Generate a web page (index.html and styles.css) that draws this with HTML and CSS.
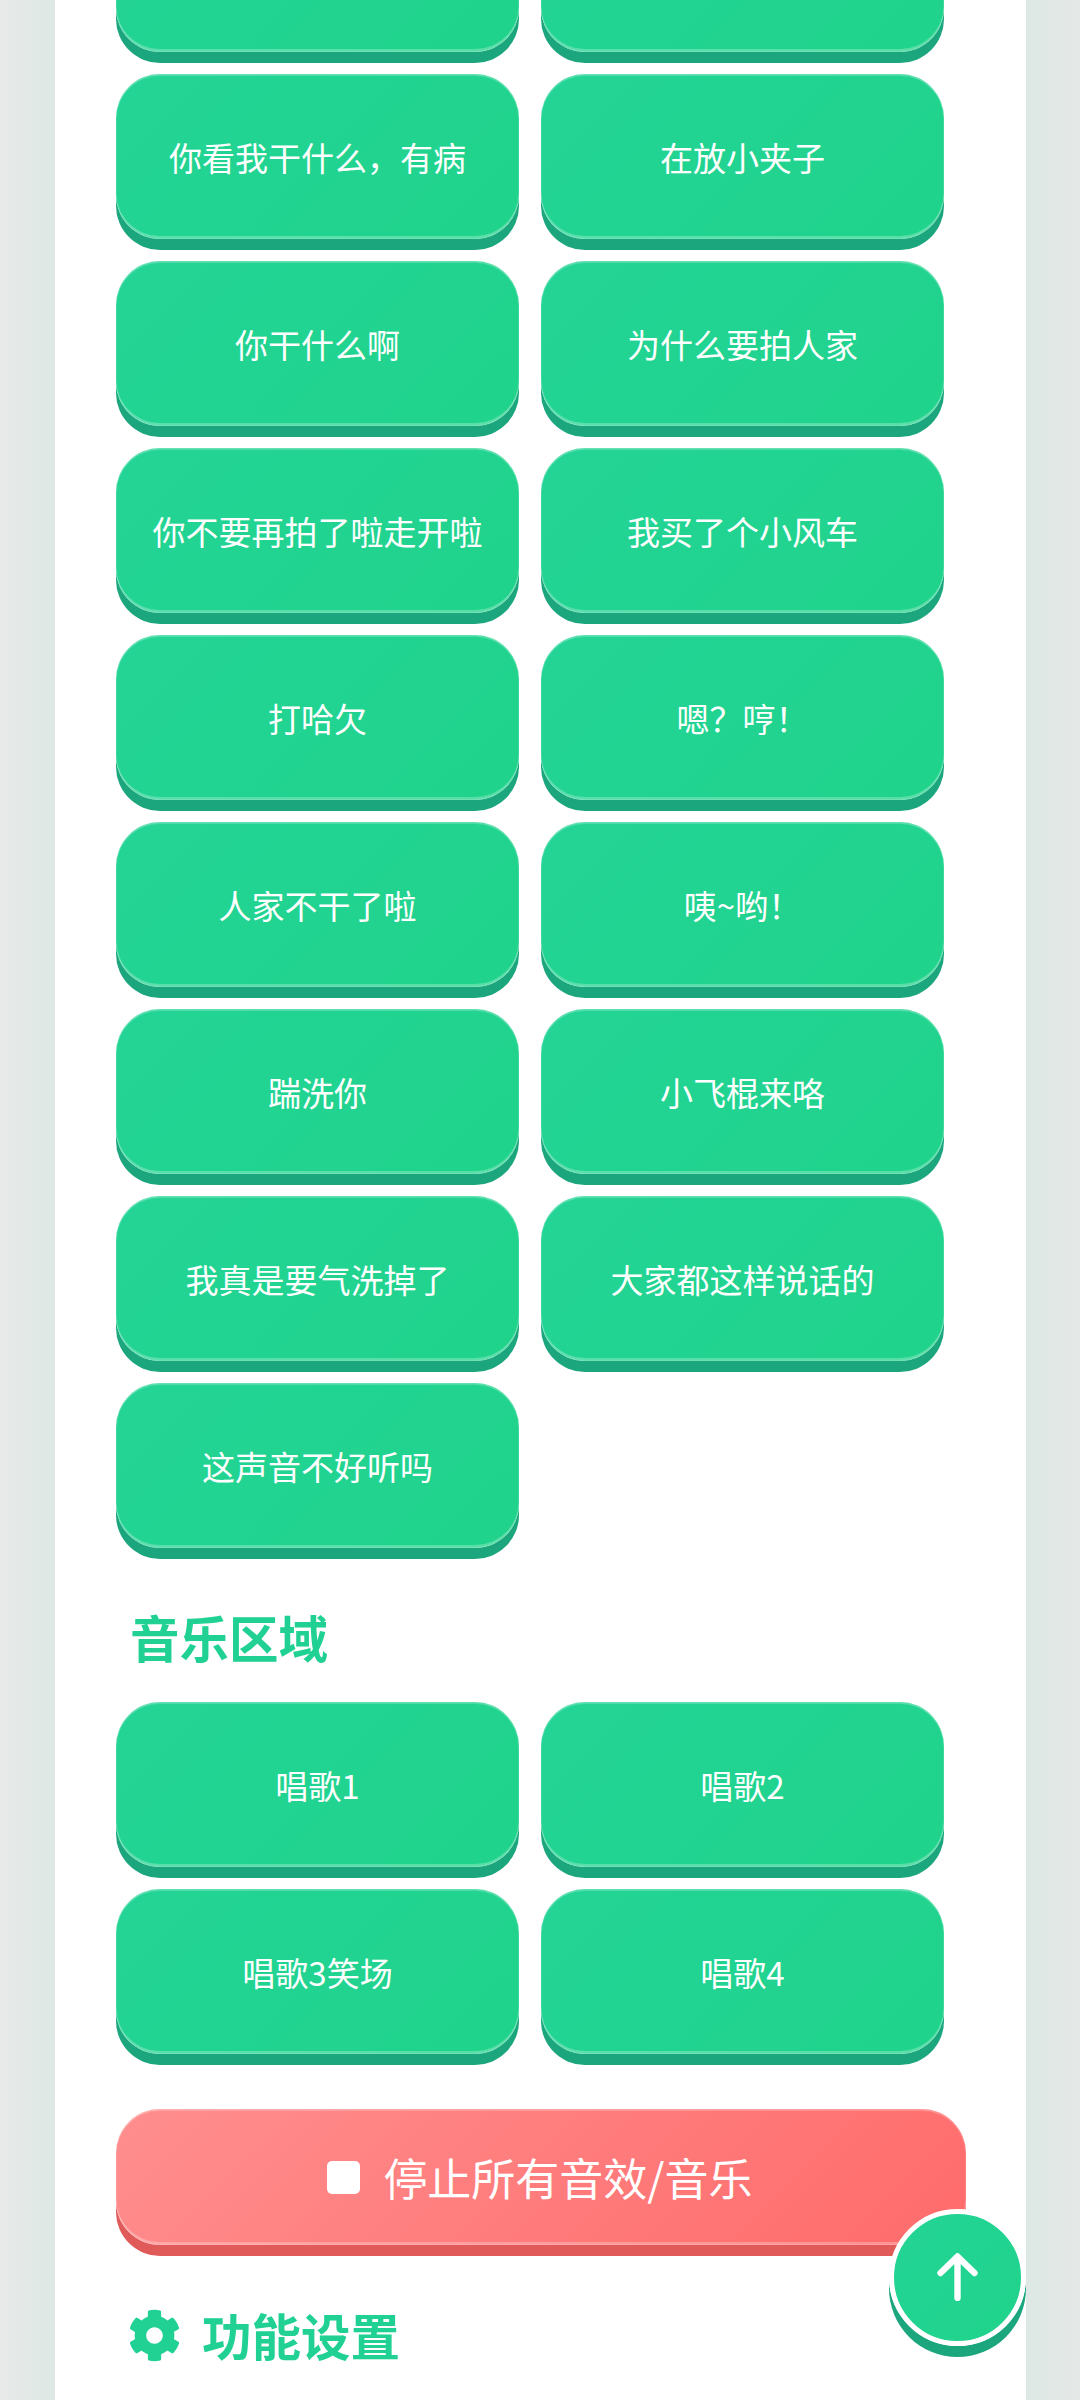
----
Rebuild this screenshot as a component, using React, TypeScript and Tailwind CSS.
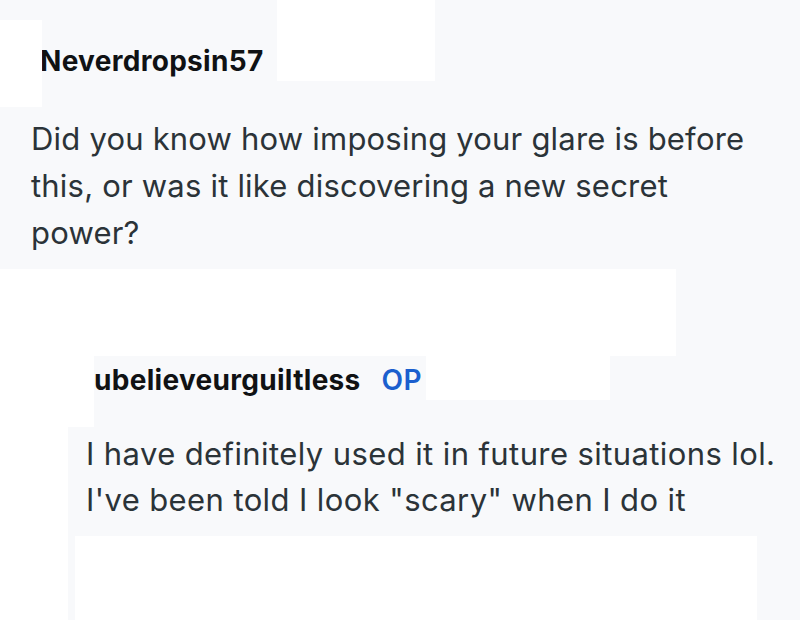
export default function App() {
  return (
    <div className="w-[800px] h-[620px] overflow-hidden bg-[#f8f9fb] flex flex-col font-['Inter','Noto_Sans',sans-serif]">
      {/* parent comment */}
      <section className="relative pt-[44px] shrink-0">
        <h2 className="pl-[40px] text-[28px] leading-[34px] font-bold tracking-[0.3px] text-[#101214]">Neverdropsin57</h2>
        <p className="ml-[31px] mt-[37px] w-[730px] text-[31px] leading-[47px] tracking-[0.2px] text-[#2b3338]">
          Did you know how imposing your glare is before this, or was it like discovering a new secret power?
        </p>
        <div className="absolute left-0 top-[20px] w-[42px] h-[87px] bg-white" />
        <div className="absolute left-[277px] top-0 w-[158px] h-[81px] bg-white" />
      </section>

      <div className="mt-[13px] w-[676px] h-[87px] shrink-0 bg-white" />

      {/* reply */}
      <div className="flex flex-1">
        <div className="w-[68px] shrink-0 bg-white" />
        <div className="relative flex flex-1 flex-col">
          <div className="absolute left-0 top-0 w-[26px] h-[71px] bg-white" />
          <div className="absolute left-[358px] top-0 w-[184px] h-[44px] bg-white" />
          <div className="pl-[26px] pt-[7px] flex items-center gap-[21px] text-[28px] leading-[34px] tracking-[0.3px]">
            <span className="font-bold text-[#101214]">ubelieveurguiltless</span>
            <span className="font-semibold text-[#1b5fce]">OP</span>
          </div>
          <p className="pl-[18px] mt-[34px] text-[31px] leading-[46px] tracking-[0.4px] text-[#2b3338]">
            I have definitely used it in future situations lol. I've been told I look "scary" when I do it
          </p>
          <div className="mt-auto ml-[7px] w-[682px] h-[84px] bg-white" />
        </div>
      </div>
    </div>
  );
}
----
## Brief
Repeat exactly, and only, the lines between the line holding "Rebuild this screenshot" and the line holding "w-[676px] h-[87px] shrink-0", inclusive, leaving pictures out.

## Expected answer
Rebuild this screenshot as a component, using React, TypeScript and Tailwind CSS.
export default function App() {
  return (
    <div className="w-[800px] h-[620px] overflow-hidden bg-[#f8f9fb] flex flex-col font-['Inter','Noto_Sans',sans-serif]">
      {/* parent comment */}
      <section className="relative pt-[44px] shrink-0">
        <h2 className="pl-[40px] text-[28px] leading-[34px] font-bold tracking-[0.3px] text-[#101214]">Neverdropsin57</h2>
        <p className="ml-[31px] mt-[37px] w-[730px] text-[31px] leading-[47px] tracking-[0.2px] text-[#2b3338]">
          Did you know how imposing your glare is before this, or was it like discovering a new secret power?
        </p>
        <div className="absolute left-0 top-[20px] w-[42px] h-[87px] bg-white" />
        <div className="absolute left-[277px] top-0 w-[158px] h-[81px] bg-white" />
      </section>

      <div className="mt-[13px] w-[676px] h-[87px] shrink-0 bg-white" />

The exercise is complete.